> [DATA EXCERPT]
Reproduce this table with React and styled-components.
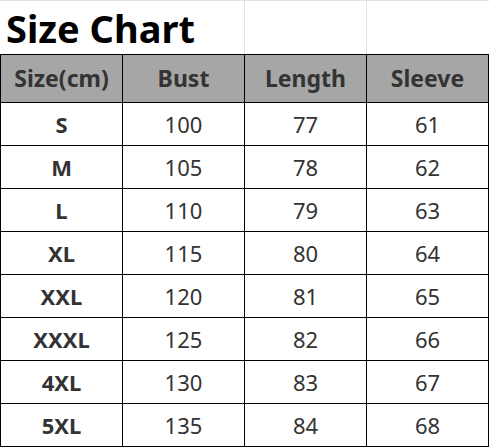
import React from "react";
import styled, { createGlobalStyle } from "styled-components";

const Global = createGlobalStyle`
  html, body { margin: 0; padding: 0; background: #fff; }
  body { font-family: "Noto Sans", "Open Sans", sans-serif; }
`;

const Page = styled.div`
  width: 489px;
  display: flex;
  flex-direction: column;
`;

const TitleRow = styled.div`
  display: grid;
  grid-template-columns: 245px 122px 122px;
  height: 54px;
  box-sizing: border-box;
  border-top: 1px solid #e2e2e2;
`;

const TitleCell = styled.div`
  box-sizing: border-box;
  border-right: ${(p) => (p.$last ? "none" : "1px solid #e2e2e2")};
  display: flex;
  align-items: center;
  padding-left: 6px;
`;

const Title = styled.h1`
  margin: 0;
  font-size: 38px;
  font-weight: 700;
  color: #000;
  line-height: 1;
  margin-top: 1px;
`;

const Table = styled.div`
  display: grid;
  grid-template-columns: repeat(4, 122px);
  border-left: 1px solid #000;
  border-top: 1px solid #000;
`;

const Cell = styled.div`
  box-sizing: border-box;
  height: ${(p) => (p.$head ? "48px" : "43px")};
  border-right: 1px solid #000;
  border-bottom: 1px solid #000;
  background: ${(p) => (p.$head ? "#a6a6a6" : "#fff")};
  color: #333;
  display: flex;
  align-items: center;
  justify-content: center;
  font-size: ${(p) => (p.$head ? "23px" : "22px")};
  font-weight: ${(p) => (p.$bold ? 700 : 400)};
  padding-bottom: 1px;
`;

const headers = ["Size(cm)", "Bust", "Length", "Sleeve"];
const rows = [
  ["S", 100, 77, 61],
  ["M", 105, 78, 62],
  ["L", 110, 79, 63],
  ["XL", 115, 80, 64],
  ["XXL", 120, 81, 65],
  ["XXXL", 125, 82, 66],
  ["4XL", 130, 83, 67],
  ["5XL", 135, 84, 68],
];

export default function App() {
  return (
    <Page>
      <Global />
      <TitleRow>
        <TitleCell>
          <Title>Size Chart</Title>
        </TitleCell>
        <TitleCell />
        <TitleCell $last />
      </TitleRow>
      <Table>
        {headers.map((h) => (
          <Cell key={h} $head $bold>
            {h}
          </Cell>
        ))}
        {rows.map((r) =>
          r.map((v, i) => (
            <Cell key={r[0] + i} $bold={i === 0}>
              {v}
            </Cell>
          ))
        )}
      </Table>
    </Page>
  );
}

> [WHAT THE TASK REQUIRES] Restate the whole listing above exactly, please, omitting every image.

> [PROBLEM SOLUTION]
Reproduce this table with React and styled-components.
import React from "react";
import styled, { createGlobalStyle } from "styled-components";

const Global = createGlobalStyle`
  html, body { margin: 0; padding: 0; background: #fff; }
  body { font-family: "Noto Sans", "Open Sans", sans-serif; }
`;

const Page = styled.div`
  width: 489px;
  display: flex;
  flex-direction: column;
`;

const TitleRow = styled.div`
  display: grid;
  grid-template-columns: 245px 122px 122px;
  height: 54px;
  box-sizing: border-box;
  border-top: 1px solid #e2e2e2;
`;

const TitleCell = styled.div`
  box-sizing: border-box;
  border-right: ${(p) => (p.$last ? "none" : "1px solid #e2e2e2")};
  display: flex;
  align-items: center;
  padding-left: 6px;
`;

const Title = styled.h1`
  margin: 0;
  font-size: 38px;
  font-weight: 700;
  color: #000;
  line-height: 1;
  margin-top: 1px;
`;

const Table = styled.div`
  display: grid;
  grid-template-columns: repeat(4, 122px);
  border-left: 1px solid #000;
  border-top: 1px solid #000;
`;

const Cell = styled.div`
  box-sizing: border-box;
  height: ${(p) => (p.$head ? "48px" : "43px")};
  border-right: 1px solid #000;
  border-bottom: 1px solid #000;
  background: ${(p) => (p.$head ? "#a6a6a6" : "#fff")};
  color: #333;
  display: flex;
  align-items: center;
  justify-content: center;
  font-size: ${(p) => (p.$head ? "23px" : "22px")};
  font-weight: ${(p) => (p.$bold ? 700 : 400)};
  padding-bottom: 1px;
`;

const headers = ["Size(cm)", "Bust", "Length", "Sleeve"];
const rows = [
  ["S", 100, 77, 61],
  ["M", 105, 78, 62],
  ["L", 110, 79, 63],
  ["XL", 115, 80, 64],
  ["XXL", 120, 81, 65],
  ["XXXL", 125, 82, 66],
  ["4XL", 130, 83, 67],
  ["5XL", 135, 84, 68],
];

export default function App() {
  return (
    <Page>
      <Global />
      <TitleRow>
        <TitleCell>
          <Title>Size Chart</Title>
        </TitleCell>
        <TitleCell />
        <TitleCell $last />
      </TitleRow>
      <Table>
        {headers.map((h) => (
          <Cell key={h} $head $bold>
            {h}
          </Cell>
        ))}
        {rows.map((r) =>
          r.map((v, i) => (
            <Cell key={r[0] + i} $bold={i === 0}>
              {v}
            </Cell>
          ))
        )}
      </Table>
    </Page>
  );
}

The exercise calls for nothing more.